As the novel progresses, the haunting of Ellis's house and questions over the death of his father become increasingly prominent. At various points, characters and events from Ellis' novels appear to intersect his real life, although he is largely unaware of this thin veil between his reality and his fiction. With his history of drug use and alcoholism, his wife, children and housekeeper are skeptical of his claims that the house is haunted. Unfolding events only very gradually reveal a much more complicated situation than a simple haunting. There is a dynamic interplay between the author's dead father, the house itself and specific negative associations buried within the author's own subconscious mind. Added to all of this is the very late-breaking and almost gratuitous insinuation that Robby, the narrator's young son, may somehow be at the epicenter of all these events.

== Characters ==
Several of the characters are fictionalized portrayals of real people. Most notable among these is Ellis himself, but others include friend and fellow author Jay McInerney and Ellis's late father.

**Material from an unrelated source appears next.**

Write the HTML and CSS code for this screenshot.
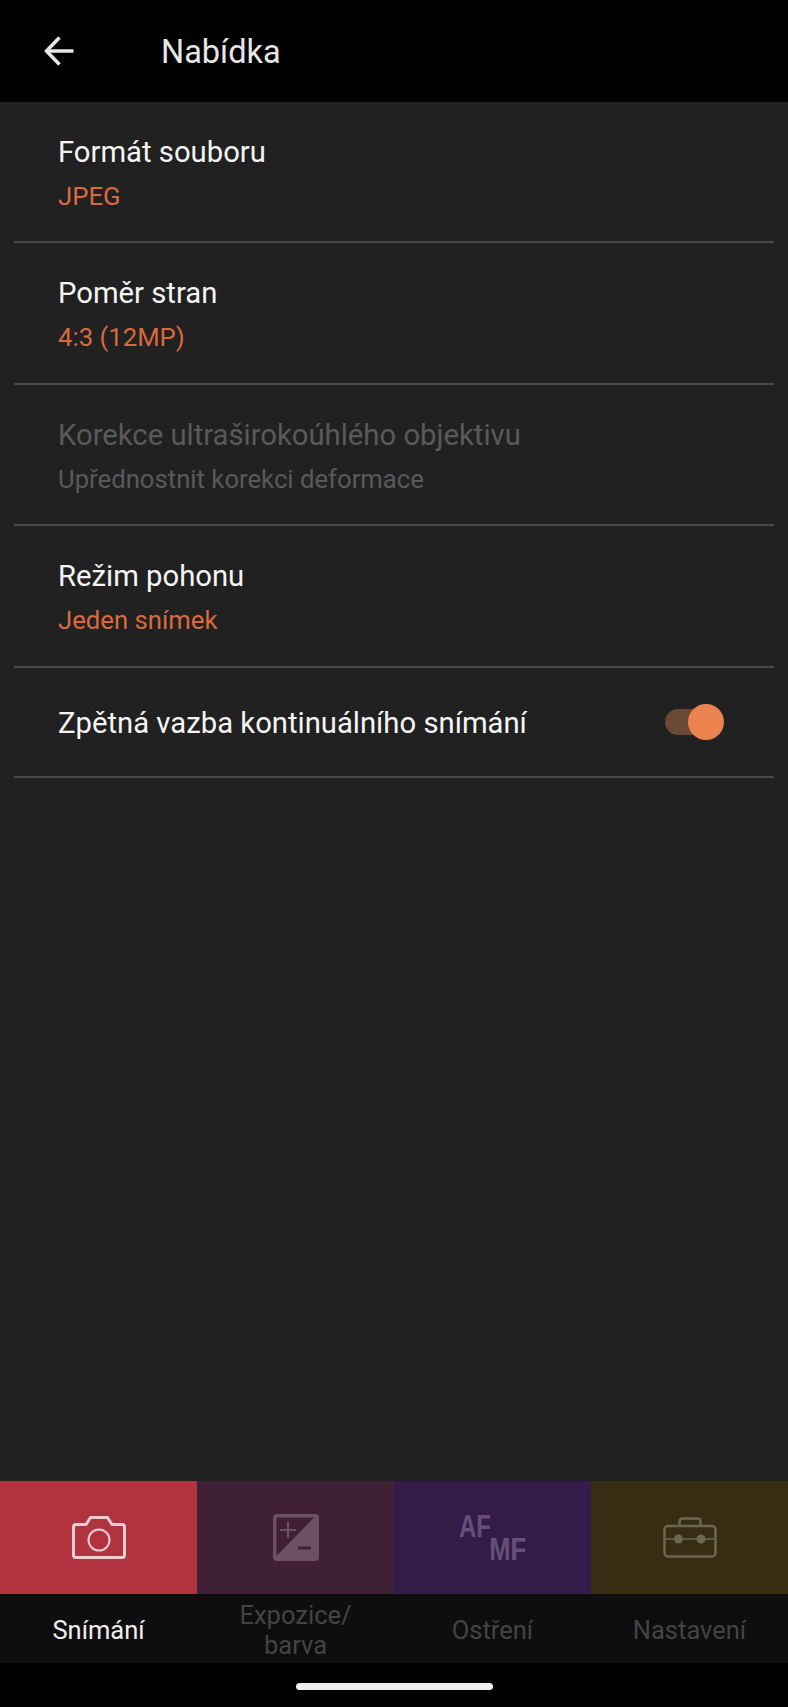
FILE: index.html
```html
<!DOCTYPE html>
<html lang="cs">
<head>
    <meta charset="UTF-8">
    <meta name="viewport" content="width=device-width, initial-scale=1.0">
    <title>Nabídka</title>
    <link rel="stylesheet" href="styles.css">
</head>
<body>
    <header class="top-bar">
        <svg class="back-icon" width="30" height="30" viewBox="0 0 30 30" fill="none" stroke="#e6e6e6" stroke-width="3.500">
            <path d="M29.500 15H3"/>
            <path d="M15.500 1.500L2.500 15L15.500 28.500"/>
        </svg>
        <h1 class="page-title">Nabídka</h1>
    </header>

    <main class="menu-list">
        <div class="menu-row">
            <div class="row-title">Formát souboru</div>
            <div class="row-value">JPEG</div>
        </div>
        <div class="menu-row">
            <div class="row-title">Poměr stran</div>
            <div class="row-value">4:3 (12MP)</div>
        </div>
        <div class="menu-row disabled">
            <div class="row-title">Korekce ultraširokoúhlého objektivu</div>
            <div class="row-value">Upřednostnit korekci deformace</div>
        </div>
        <div class="menu-row">
            <div class="row-title">Režim pohonu</div>
            <div class="row-value">Jeden snímek</div>
        </div>
        <div class="menu-row toggle-row">
            <div class="row-title">Zpětná vazba kontinuálního snímání</div>
            <div class="switch"><div class="switch-knob"></div></div>
        </div>
    </main>

    <nav class="tabs">
        <div class="tab">
            <div class="tab-icon red">
                <svg width="54" height="43" viewBox="0 0 54 43" fill="none" stroke="#eccdd1" stroke-width="3">
                    <path d="M4 8.500H14L18.500 1.500H35.500L40 8.500H50Q52.500 8.500 52.500 11V39Q52.500 41.500 50 41.500H4Q1.500 41.500 1.500 39V11Q1.500 8.500 4 8.500Z" stroke-linejoin="round"/>
                    <circle cx="27" cy="24" r="10.500" stroke-width="2"/>
                </svg>
            </div>
            <div class="tab-label active">Snímání</div>
        </div>
        <div class="tab">
            <div class="tab-icon plum">
                <svg width="46" height="47" viewBox="0 0 46 47">
                    <path d="M4 0H42Q46 0 46 4V43Q46 47 42 47H4Q0 47 0 43V4Q0 0 4 0ZM41 3.500H4Q3.500 3.500 3.500 4V42Z" fill="#6d5066" fill-rule="evenodd"/>
                    <path d="M7 16H23M15 8V24" stroke="#6d5066" stroke-width="2" fill="none"/>
                    <path d="M25 34H38" stroke="#3f2034" stroke-width="3" fill="none"/>
                </svg>
            </div>
            <div class="tab-label">Expozice/<br>barva</div>
        </div>
        <div class="tab">
            <div class="tab-icon violet">
                <div class="af-mf">
                    <span class="af">AF</span>
                    <span class="mf">MF</span>
                </div>
            </div>
            <div class="tab-label">Ostření</div>
        </div>
        <div class="tab">
            <div class="tab-icon olive">
                <svg width="54" height="41" viewBox="0 0 54 41" fill="none" stroke="#6e6650" stroke-width="2.500">
                    <path d="M16.500 9V4.500Q16.500 1.500 19.500 1.500H34.500Q37.500 1.500 37.500 4.500V9"/>
                    <rect x="1.500" y="9" width="51" height="30.500" rx="3.500"/>
                    <path d="M1.500 22H52.500" stroke-width="1.500"/>
                    <circle cx="15.500" cy="22" r="4.500" fill="#6e6650" stroke="none"/>
                    <circle cx="38" cy="22" r="4.500" fill="#6e6650" stroke="none"/>
                </svg>
            </div>
            <div class="tab-label">Nastavení</div>
        </div>
    </nav>

    <div class="home-area"><div class="home-pill"></div></div>
</body>
</html>
```

FILE: styles.css
```css
* {
    box-sizing: border-box;
}

html, body {
    height: 100%;
}

body {
    margin: 0;
    display: flex;
    flex-direction: column;
    background-color: #212121;
    font-family: Roboto, 'Liberation Sans', sans-serif;
    color: #fff;
}

.top-bar {
    height: 102px;
    background-color: #000;
    display: flex;
    align-items: center;
    padding-left: 44px;
}

.page-title {
    margin: 0 0 0 87px;
    font-size: 32.500px;
    font-weight: 400;
    color: #e6e6e6;
    padding-top: 2px;
}

.menu-list {
    flex: 1;
    padding: 0 14px;
}

.menu-row {
    height: 141.400px;
    padding: 30px 0 0 44px;
    border-bottom: 2px solid #484848;
}

.row-title {
    font-size: 29.250px;
    line-height: 40px;
    color: #f5f5f5;
}

.row-value {
    font-size: 25.700px;
    line-height: 34px;
    margin-top: 7px;
    color: #d96a3f;
}

.disabled .row-title,
.disabled .row-value {
    color: #5a5a5a;
}

.toggle-row {
    height: 110.500px;
    padding: 0 53px 0 44px;
    display: flex;
    align-items: center;
    justify-content: space-between;
}

.toggle-row .row-title {
    padding-top: 2px;
}

.switch {
    width: 56px;
    height: 26px;
    border-radius: 13px;
    background-color: #6c4936;
    position: relative;
}

.switch-knob {
    position: absolute;
    right: -3px;
    top: -5px;
    width: 36px;
    height: 36px;
    border-radius: 50%;
    background-color: #ea8350;
}

.tabs {
    display: grid;
    grid-template-columns: repeat(4, 1fr);
}

.tab-icon {
    height: 113px;
    display: flex;
    align-items: center;
    justify-content: center;
}

.red { background-color: #b1333f; }
.plum { background-color: #3f2034; }
.violet { background-color: #331c4a; }
.olive { background-color: #362d13; }

.tab-label {
    height: 69px;
    padding-top: 2px;
    background-color: #0e0e0e;
    display: flex;
    align-items: center;
    justify-content: center;
    text-align: center;
    font-size: 25.500px;
    line-height: 30px;
    color: #444;
}

.tab-label.active {
    color: #eee;
}

.af-mf {
    width: 67px;
    display: flex;
    flex-direction: column;
    font-family: 'Liberation Sans', sans-serif;
    font-weight: 700;
    font-size: 32px;
    line-height: 23px;
    color: #675077;
}

.af {
    align-self: flex-start;
    transform: scaleX(0.75);
    transform-origin: left;
}

.mf {
    align-self: flex-end;
    transform: scaleX(0.8);
    transform-origin: right;
}

.home-area {
    height: 44px;
    background-color: #000;
    display: flex;
    align-items: flex-start;
    justify-content: center;
    padding-top: 20px;
}

.home-pill {
    width: 197px;
    height: 7px;
    border-radius: 4px;
    background-color: #eee;
}
```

- Bret Easton Ellis – Novelist who rose to fame while still at college with his debut novel Less than Zero; now lives in the suburbs with old flame Jayne Dennis. There are considerable differences between this Ellis and the author himself, although there are also crucial similarities. The fictional Bret attended Camden College, the fictional liberal arts college which recurs in his novels.
- Jayne Dennis – Fictional film star, married to Bret Easton Ellis. Said to have dated many men, including Q-Tip and Keanu Reeves amongst others. As part of the marketing campaign a website was created, www.jaynedennis.com, consisting of doctored images and a fictional filmography. Some of the pictures of Dennis on the stills page are of actress Cynthia Gibb. It is noted in a disclaimer on the stills page that the site is a work of fiction.
- Robby – Bret and Jayne's eleven-year-old son.
- Sarah – Jayne's six-year-old daughter and Bret's stepdaughter.
- Robert Ellis – Bret's father, deceased.
- Patrick Bateman – Supposed serial killer from American Psycho. Rumored to be responsible for murders in the local suburbia. Toward the novel's end, Ellis writes the last Bateman story as a way of finally confronting and controlling the character. Bateman, for all intents and purposes, dies in a fire on a boat dock.
- Donald Kimball – Detective from American Psycho. Questions Ellis about the aforementioned Bateman-inspired murders. Kimball appears to be an example of Bret's fictional world crossing over with his "real" world, one which Bret does not pick up on. Later, Bret discovers the name to be an alias.
- Mitchell Allen – Mitchell Allen is Bret's neighbour, and is a minor character from The Rules of Attraction. Bret remembers going to college with him at Camden, and even remembers details of Mitchell's alleged affair with fictional character Paul Denton. The narrator doesn't seem aware of this crossover between fiction and reality. The author has commented that he is "not quite sure how [Mitchell] ended up on Elsinore Lane or why I put him there" but also adds that "maybe I found Mitchell Allen pretty amusing in The Rules of Attraction and as a private joke that would only mean something to me decided to place him next door to the narrator of Lunar Park." Introducing the character allowed Ellis to "riff on Camden College... and men of a certain age."
- Clayton – College student who Bret notices strikingly resembles Patrick Bateman, a young Bret, and in name resembles Clay from Less than Zero.
- Aimee Light – A graduate student writing her thesis on Bret.
- Jay McInerney – Easton's contemporary and friend; author of Bright Lights, Big City

==Development==
Ellis finished writing the novel in the summer of 2004. Ellis said the book was an homage to Stephen King and the comic books he loved as a child.

Ellis told the Manchester Evening News that the Terby "is based on a Furby but also there was this bird-like doll that my older sister had and I wrote a short story about it when I was 7 or 8. She used to scare me with it, I'd go to my bedroom and get into bed and it'd be there, she'd hide it there just to scare me. Or I'd be walking up the stairs and she'd chase me with it. And I think that's what I was channelling and it fitted in to all the other things that I was haunted by." The revelation that "Terby" is in fact "Y Bret" ("Why, Bret?") spelled backwards is an homage to the "redrum" (murder spelled backwards) plot device in King's The Shining.

The book carries an epigraph from Hamlet 1.v.98. This connects with the theme of haunting by a father as well as the names in the book (e.g. Elsinore, Osric, Fortinbras).

==Reception==
The novel was nominated for a World Fantasy Award in the Best Novel category in 2004.

==Cultural impact==
- In 2007, the English progressive rock band Porcupine Tree released Fear of a Blank Planet, which was influenced by Lunar Park.